Good thing its “warm” this weekend so you and Kevin can go for your walk. But these waffles look like the next best thing!
These waffles look picture perfect; almost too good to eat.
Megan Gordon: Yes, a very good decision!
Victoria: Sorry the waffles didn’t work out for you.
grace: Okay, okay. You’re right. But I AM wishing for these waffles. : )
kate: I can hear that kitchen. What a lovely image.
Mom: Hi! You guys should definitely try these. xo.
nicole: Thank you! It’s from Crate and Barrel — almost 10 (yikes) years old at this point.
Whitney: It’s definitely warmer this weekend, though still pretty chilly.

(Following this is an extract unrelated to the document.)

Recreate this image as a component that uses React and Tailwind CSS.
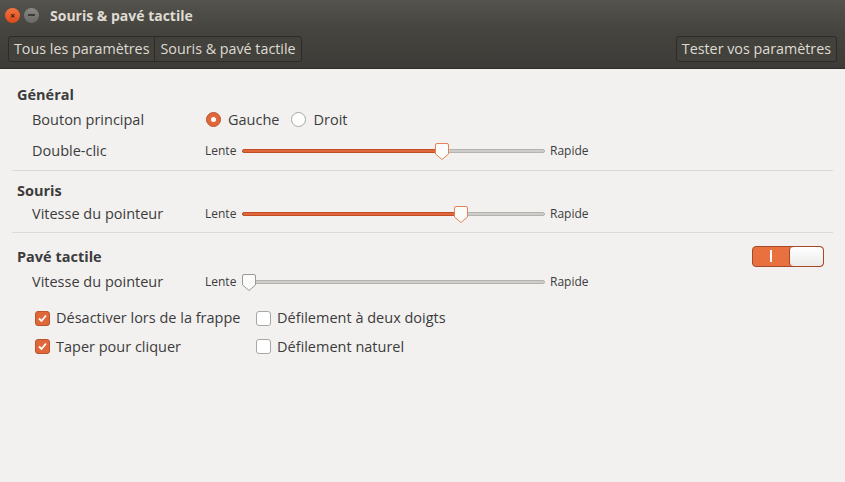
import React from 'react';

const font = { fontFamily: '"Open Sans", "Noto Sans", sans-serif' };

const Thumb = ({ accent }) => (
  <svg width="16" height="19" viewBox="0 0 16 19" className="absolute -top-[8px]">
    <path
      d="M3 1.5 H13 Q14.5 1.5 14.5 3 V12 L8 17.5 L1.5 12 V3 Q1.5 1.5 3 1.5 Z"
      fill="#fbfbfa"
      stroke={accent ? '#e2835c' : '#9a9893'}
      strokeWidth="1"
    />
  </svg>
);

const Slider = ({ pos }) => (
  <div className="flex items-center">
    <span className="text-[12px] text-[#3c3c3c] w-[37px]">Lente</span>
    <div className="relative w-[303px] h-[4px] rounded-full bg-[#cfcdca] border border-[#b5b3af]">
      <div
        className="absolute -left-px -top-px h-[4px] rounded-full bg-[#e0673a] border border-[#c04f25]"
        style={{ width: pos }}
      />
      <div className="absolute top-0" style={{ left: pos - 8 }}>
        <Thumb accent={pos > 20} />
      </div>
    </div>
    <span className="text-[12px] text-[#3c3c3c] ml-[5px]">Rapide</span>
  </div>
);

const Radio = ({ checked, label }) => (
  <div className="flex items-center">
    <span
      className={
        checked
          ? 'w-[15px] h-[15px] rounded-full bg-[#e0673a] border border-[#b9552c] flex items-center justify-center'
          : 'w-[15px] h-[15px] rounded-full bg-white border border-[#a9a7a3]'
      }
    >
      {checked && <span className="w-[5px] h-[5px] rounded-full bg-white" />}
    </span>
    <span className="ml-[7px] text-[14.5px] text-[#3c3c3c]">{label}</span>
  </div>
);

const Check = ({ checked, label }) => (
  <div className="flex items-center">
    <span
      className={
        checked
          ? 'w-[15px] h-[15px] rounded-[3px] bg-[#e0673a] border border-[#b9552c] flex items-center justify-center'
          : 'w-[15px] h-[15px] rounded-[3px] bg-white border border-[#a9a7a3]'
      }
    >
      {checked && (
        <svg width="11" height="11" viewBox="0 0 11 11">
          <path d="M2 5.5 L4.5 8 L9 2.5" fill="none" stroke="white" strokeWidth="1.8" />
        </svg>
      )}
    </span>
    <span className="ml-[6px] text-[14.5px] text-[#3c3c3c]">{label}</span>
  </div>
);

const Row = ({ label, children, className = '' }) => (
  <div className={`flex items-center pl-[32px] ${className}`}>
    <span className="w-[173px] text-[14.5px] text-[#3c3c3c]">{label}</span>
    {children}
  </div>
);

const Heading = ({ children }) => (
  <div className="pl-[17px] text-[14.5px] font-bold text-[#3c3c3c]">{children}</div>
);

export default function App() {
  return (
    <div className="w-[845px] h-[482px] flex flex-col bg-[#f2f1f0] overflow-hidden" style={font}>
      {/* title bar */}
      <div className="h-[30px] flex items-center bg-gradient-to-b from-[#55534d] to-[#45443f] px-[5px]">
        <span className="w-[15px] h-[15px] rounded-full bg-gradient-to-b from-[#f5743f] to-[#d9481a] flex items-center justify-center text-[#3a1a0c] text-[9px] leading-none font-bold">
          ×
        </span>
        <span className="ml-[4px] w-[15px] h-[15px] rounded-full bg-gradient-to-b from-[#8a8884] to-[#6b6965] flex items-center justify-center">
          <span className="w-[7px] h-[1.5px] bg-[#3c3b37]" />
        </span>
        <span className="ml-[11px] text-[14px] font-bold text-[#dfdbd2]">Souris &amp; pavé tactile</span>
      </div>

      {/* toolbar */}
      <div className="h-[39px] flex items-center justify-between px-[8px] bg-gradient-to-b from-[#45443f] to-[#3c3b37] border-b border-[#2f2e2b]">
        <div className="flex h-[26px] rounded-[3px] border border-[#2c2b28] bg-[#42413c] text-[14.3px] text-[#dfdbd2]">
          <span className="px-[5px] flex items-center border-r border-[#2c2b28]">Tous les paramètres</span>
          <span className="px-[5px] flex items-center">Souris &amp; pavé tactile</span>
        </div>
        <div className="flex h-[26px] items-center rounded-[3px] border border-[#2c2b28] bg-[#42413c] px-[5px] text-[14.3px] text-[#dfdbd2]">
          Tester vos paramètres
        </div>
      </div>

      {/* content */}
      <div className="flex flex-col pt-[15px]">
        <Heading>Général</Heading>
        <Row label="Bouton principal" className="mt-[3px] h-[22px]">
          <div className="flex items-center gap-[12px] pl-[1px]">
            <Radio checked label="Gauche" />
            <Radio label="Droit" />
          </div>
        </Row>
        <Row label="Double-clic" className="mt-[9px] h-[22px]">
          <Slider pos={199} />
        </Row>
        <div className="mx-[12px] mt-[8px] h-px bg-[#dcdad5]" />

        <div className="mt-[9px]">
          <Heading>Souris</Heading>
        </div>
        <Row label="Vitesse du pointeur" className="mt-[1px] h-[22px]">
          <Slider pos={218} />
        </Row>
        <div className="mx-[12px] mt-[7px] h-px bg-[#dcdad5]" />

        <div className="mt-[13px] flex items-center justify-between pr-[21px]">
          <Heading>Pavé tactile</Heading>
          <div className="w-[72px] h-[21px] rounded-[4px] border border-[#a4492a] bg-[#e9703f] flex overflow-hidden">
            <div className="flex-1 flex items-center justify-center">
              <span className="w-[2px] h-[12px] bg-white" />
            </div>
            <div className="w-[34px] h-full rounded-[4px] bg-gradient-to-b from-white to-[#ecebea] border-l border-[#a4492a]" />
          </div>
        </div>
        <Row label="Vitesse du pointeur" className="mt-[4px] h-[22px]">
          <Slider pos={6} />
        </Row>

        <div className="mt-[14px] pl-[35px] grid grid-cols-[221px_auto] gap-y-[7px]">
          <Check checked label="Désactiver lors de la frappe" />
          <Check label="Défilement à deux doigts" />
          <Check checked label="Taper pour cliquer" />
          <Check label="Défilement naturel" />
        </div>
      </div>
    </div>
  );
}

Waffles weather, still.
Eliana: Key word = almost. : )
Thanks Kristin, although I am not having much luck finding one. All the UK stores selling them seem to be out of stock. I will keep looking
My boyfriend is always the one to check the weather report and break my heart. In this case, it seems waffles were the better choice anyway.
This sounds (and looks) like the perfect use for my birthday-present waffle iron. And it almost makes me nostalgic for the Chicago winters of my youth!
I bet those waffles had a slight taste of the old fashioned corn meal pancakes my mother used to make. Had forgotten about them! They were so good and we loved the crunch the corn meal gave them. I copied your recipe before I even made this comment…..can’t wait to try them.
Kristin, I LOVE reading your blog! These waffles look positively mouthwatering! My mother only made waffles with cornmeal, so I’ve always had a soft spot for them-I’m glad to see I’m not alone in appreciating the gritty texture!
We really must thank the Chicago winters for some cozy, delicious foods that come right out of our own kitchens. Though next time, I may brave the cold to come to your house to eat these waffles.
Cornmeal waffles – genius! Our waffle iron was lost in one of our many moves over the years. Or did it finally break? I can’t remember. In any event, this recipe has got me itching to buy a replacement. The before-and-after breakfast pics are my fave.
These look wonderful! I am in the market for a new waffle iron. Are you using a belgian waffle maker for these or just regular? Thanks!
[...] to describe it any more than that. And when I came across the recipe for these crunchy beauties on Kristin’s lovely blog, somehow I knew I would adore them like a treasured memory so I put together a double batch. [...]
I love love love your pictures….they make me want to walk over and join you for breakfast! Oh yeah….it’s a little too cold!